== What you need to do ==
Every record must be repeated exactly; omit any pictures they contain.

— START Dataset —

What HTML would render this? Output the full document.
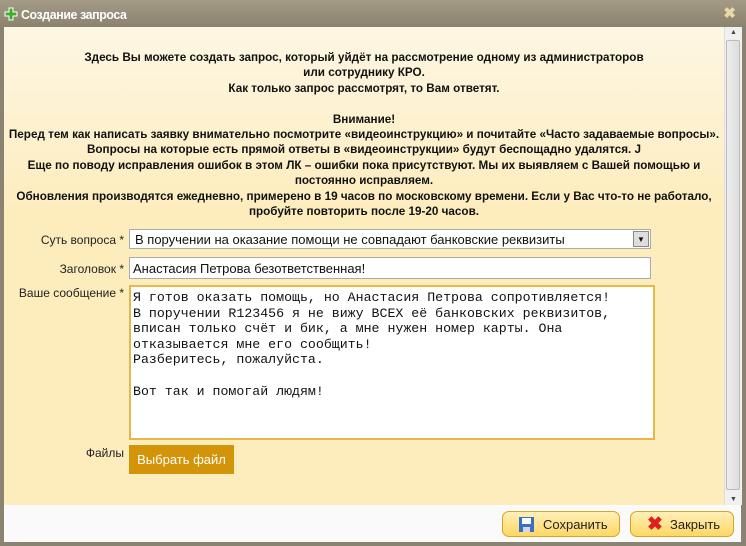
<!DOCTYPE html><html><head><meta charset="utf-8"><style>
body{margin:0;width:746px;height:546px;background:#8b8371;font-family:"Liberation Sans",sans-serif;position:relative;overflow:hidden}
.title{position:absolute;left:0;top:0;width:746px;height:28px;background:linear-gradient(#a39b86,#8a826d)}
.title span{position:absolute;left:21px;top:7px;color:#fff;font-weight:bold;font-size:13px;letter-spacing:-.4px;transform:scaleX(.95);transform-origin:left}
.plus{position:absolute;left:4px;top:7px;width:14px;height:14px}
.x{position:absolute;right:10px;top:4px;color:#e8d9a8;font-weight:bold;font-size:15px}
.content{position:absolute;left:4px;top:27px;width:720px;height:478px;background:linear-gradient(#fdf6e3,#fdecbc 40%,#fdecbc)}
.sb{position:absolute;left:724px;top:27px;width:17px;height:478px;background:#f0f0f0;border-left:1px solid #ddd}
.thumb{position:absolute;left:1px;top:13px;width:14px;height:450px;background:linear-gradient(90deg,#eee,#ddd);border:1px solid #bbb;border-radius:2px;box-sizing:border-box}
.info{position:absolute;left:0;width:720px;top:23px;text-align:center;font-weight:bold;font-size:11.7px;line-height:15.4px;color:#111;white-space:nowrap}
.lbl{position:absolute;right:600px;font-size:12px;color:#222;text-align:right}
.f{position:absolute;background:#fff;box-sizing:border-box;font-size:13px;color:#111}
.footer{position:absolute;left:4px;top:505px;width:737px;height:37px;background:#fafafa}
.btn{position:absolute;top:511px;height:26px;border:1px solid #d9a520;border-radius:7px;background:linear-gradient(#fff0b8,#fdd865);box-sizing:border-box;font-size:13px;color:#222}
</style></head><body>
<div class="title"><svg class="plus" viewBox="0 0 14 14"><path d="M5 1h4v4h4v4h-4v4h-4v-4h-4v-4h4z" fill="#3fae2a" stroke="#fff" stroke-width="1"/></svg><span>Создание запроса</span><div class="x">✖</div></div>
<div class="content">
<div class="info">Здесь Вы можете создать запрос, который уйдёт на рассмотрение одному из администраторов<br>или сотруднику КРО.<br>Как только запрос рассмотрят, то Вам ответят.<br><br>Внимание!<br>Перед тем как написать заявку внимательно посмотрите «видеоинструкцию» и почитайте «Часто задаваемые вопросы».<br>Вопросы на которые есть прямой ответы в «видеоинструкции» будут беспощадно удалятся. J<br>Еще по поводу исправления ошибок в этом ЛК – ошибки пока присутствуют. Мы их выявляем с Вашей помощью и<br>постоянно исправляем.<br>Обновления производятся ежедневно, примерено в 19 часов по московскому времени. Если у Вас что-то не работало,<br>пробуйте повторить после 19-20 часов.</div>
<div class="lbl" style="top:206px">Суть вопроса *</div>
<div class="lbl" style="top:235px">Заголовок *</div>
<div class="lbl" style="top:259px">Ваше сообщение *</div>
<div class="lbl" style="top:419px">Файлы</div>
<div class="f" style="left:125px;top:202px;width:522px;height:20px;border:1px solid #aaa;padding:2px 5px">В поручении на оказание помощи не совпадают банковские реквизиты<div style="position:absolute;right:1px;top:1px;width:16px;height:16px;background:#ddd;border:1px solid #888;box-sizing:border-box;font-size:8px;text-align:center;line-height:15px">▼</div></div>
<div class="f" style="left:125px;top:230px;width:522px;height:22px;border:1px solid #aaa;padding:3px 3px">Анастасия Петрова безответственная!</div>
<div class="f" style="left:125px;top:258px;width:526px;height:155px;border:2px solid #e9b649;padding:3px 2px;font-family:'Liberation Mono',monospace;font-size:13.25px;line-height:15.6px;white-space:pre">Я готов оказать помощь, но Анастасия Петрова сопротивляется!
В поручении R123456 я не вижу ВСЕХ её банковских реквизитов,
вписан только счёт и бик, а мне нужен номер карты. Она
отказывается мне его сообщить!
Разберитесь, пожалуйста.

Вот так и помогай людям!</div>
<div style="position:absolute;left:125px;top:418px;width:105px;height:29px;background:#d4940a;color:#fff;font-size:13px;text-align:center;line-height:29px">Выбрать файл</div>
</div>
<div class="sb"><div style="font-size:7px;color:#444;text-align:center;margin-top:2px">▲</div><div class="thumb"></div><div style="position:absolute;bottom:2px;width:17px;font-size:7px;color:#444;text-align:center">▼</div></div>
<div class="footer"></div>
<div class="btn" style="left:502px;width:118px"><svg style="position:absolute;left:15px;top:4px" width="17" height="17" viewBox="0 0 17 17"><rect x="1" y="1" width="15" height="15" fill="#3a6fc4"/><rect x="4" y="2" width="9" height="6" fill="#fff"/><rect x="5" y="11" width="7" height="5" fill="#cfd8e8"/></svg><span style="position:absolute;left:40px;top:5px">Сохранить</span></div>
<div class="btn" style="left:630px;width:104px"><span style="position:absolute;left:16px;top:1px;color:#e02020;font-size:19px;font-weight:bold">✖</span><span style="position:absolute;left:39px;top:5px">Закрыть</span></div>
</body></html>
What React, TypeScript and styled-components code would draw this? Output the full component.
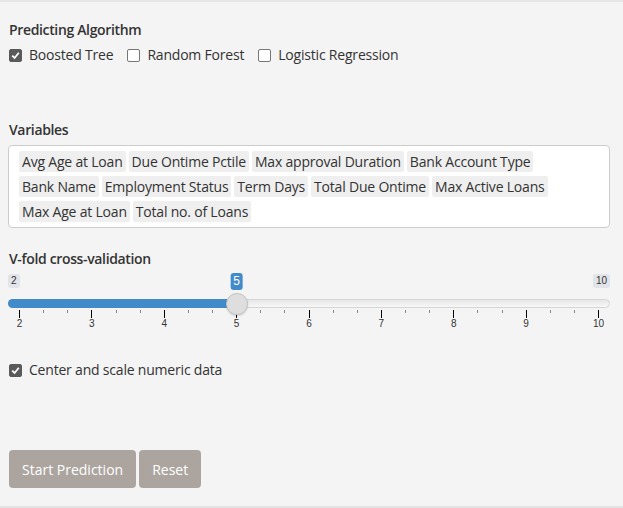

— END Dataset —

== Answer to this exercise ==
What HTML would render this? Output the full document.
<!DOCTYPE html><html><head><meta charset="utf-8"><style>
body{margin:0;width:746px;height:546px;background:#8b8371;font-family:"Liberation Sans",sans-serif;position:relative;overflow:hidden}
.title{position:absolute;left:0;top:0;width:746px;height:28px;background:linear-gradient(#a39b86,#8a826d)}
.title span{position:absolute;left:21px;top:7px;color:#fff;font-weight:bold;font-size:13px;letter-spacing:-.4px;transform:scaleX(.95);transform-origin:left}
.plus{position:absolute;left:4px;top:7px;width:14px;height:14px}
.x{position:absolute;right:10px;top:4px;color:#e8d9a8;font-weight:bold;font-size:15px}
.content{position:absolute;left:4px;top:27px;width:720px;height:478px;background:linear-gradient(#fdf6e3,#fdecbc 40%,#fdecbc)}
.sb{position:absolute;left:724px;top:27px;width:17px;height:478px;background:#f0f0f0;border-left:1px solid #ddd}
.thumb{position:absolute;left:1px;top:13px;width:14px;height:450px;background:linear-gradient(90deg,#eee,#ddd);border:1px solid #bbb;border-radius:2px;box-sizing:border-box}
.info{position:absolute;left:0;width:720px;top:23px;text-align:center;font-weight:bold;font-size:11.7px;line-height:15.4px;color:#111;white-space:nowrap}
.lbl{position:absolute;right:600px;font-size:12px;color:#222;text-align:right}
.f{position:absolute;background:#fff;box-sizing:border-box;font-size:13px;color:#111}
.footer{position:absolute;left:4px;top:505px;width:737px;height:37px;background:#fafafa}
.btn{position:absolute;top:511px;height:26px;border:1px solid #d9a520;border-radius:7px;background:linear-gradient(#fff0b8,#fdd865);box-sizing:border-box;font-size:13px;color:#222}
</style></head><body>
<div class="title"><svg class="plus" viewBox="0 0 14 14"><path d="M5 1h4v4h4v4h-4v4h-4v-4h-4v-4h4z" fill="#3fae2a" stroke="#fff" stroke-width="1"/></svg><span>Создание запроса</span><div class="x">✖</div></div>
<div class="content">
<div class="info">Здесь Вы можете создать запрос, который уйдёт на рассмотрение одному из администраторов<br>или сотруднику КРО.<br>Как только запрос рассмотрят, то Вам ответят.<br><br>Внимание!<br>Перед тем как написать заявку внимательно посмотрите «видеоинструкцию» и почитайте «Часто задаваемые вопросы».<br>Вопросы на которые есть прямой ответы в «видеоинструкции» будут беспощадно удалятся. J<br>Еще по поводу исправления ошибок в этом ЛК – ошибки пока присутствуют. Мы их выявляем с Вашей помощью и<br>постоянно исправляем.<br>Обновления производятся ежедневно, примерено в 19 часов по московскому времени. Если у Вас что-то не работало,<br>пробуйте повторить после 19-20 часов.</div>
<div class="lbl" style="top:206px">Суть вопроса *</div>
<div class="lbl" style="top:235px">Заголовок *</div>
<div class="lbl" style="top:259px">Ваше сообщение *</div>
<div class="lbl" style="top:419px">Файлы</div>
<div class="f" style="left:125px;top:202px;width:522px;height:20px;border:1px solid #aaa;padding:2px 5px">В поручении на оказание помощи не совпадают банковские реквизиты<div style="position:absolute;right:1px;top:1px;width:16px;height:16px;background:#ddd;border:1px solid #888;box-sizing:border-box;font-size:8px;text-align:center;line-height:15px">▼</div></div>
<div class="f" style="left:125px;top:230px;width:522px;height:22px;border:1px solid #aaa;padding:3px 3px">Анастасия Петрова безответственная!</div>
<div class="f" style="left:125px;top:258px;width:526px;height:155px;border:2px solid #e9b649;padding:3px 2px;font-family:'Liberation Mono',monospace;font-size:13.25px;line-height:15.6px;white-space:pre">Я готов оказать помощь, но Анастасия Петрова сопротивляется!
В поручении R123456 я не вижу ВСЕХ её банковских реквизитов,
вписан только счёт и бик, а мне нужен номер карты. Она
отказывается мне его сообщить!
Разберитесь, пожалуйста.

Вот так и помогай людям!</div>
<div style="position:absolute;left:125px;top:418px;width:105px;height:29px;background:#d4940a;color:#fff;font-size:13px;text-align:center;line-height:29px">Выбрать файл</div>
</div>
<div class="sb"><div style="font-size:7px;color:#444;text-align:center;margin-top:2px">▲</div><div class="thumb"></div><div style="position:absolute;bottom:2px;width:17px;font-size:7px;color:#444;text-align:center">▼</div></div>
<div class="footer"></div>
<div class="btn" style="left:502px;width:118px"><svg style="position:absolute;left:15px;top:4px" width="17" height="17" viewBox="0 0 17 17"><rect x="1" y="1" width="15" height="15" fill="#3a6fc4"/><rect x="4" y="2" width="9" height="6" fill="#fff"/><rect x="5" y="11" width="7" height="5" fill="#cfd8e8"/></svg><span style="position:absolute;left:40px;top:5px">Сохранить</span></div>
<div class="btn" style="left:630px;width:104px"><span style="position:absolute;left:16px;top:1px;color:#e02020;font-size:19px;font-weight:bold">✖</span><span style="position:absolute;left:39px;top:5px">Закрыть</span></div>
</body></html>
What React, TypeScript and styled-components code would draw this? Output the full component.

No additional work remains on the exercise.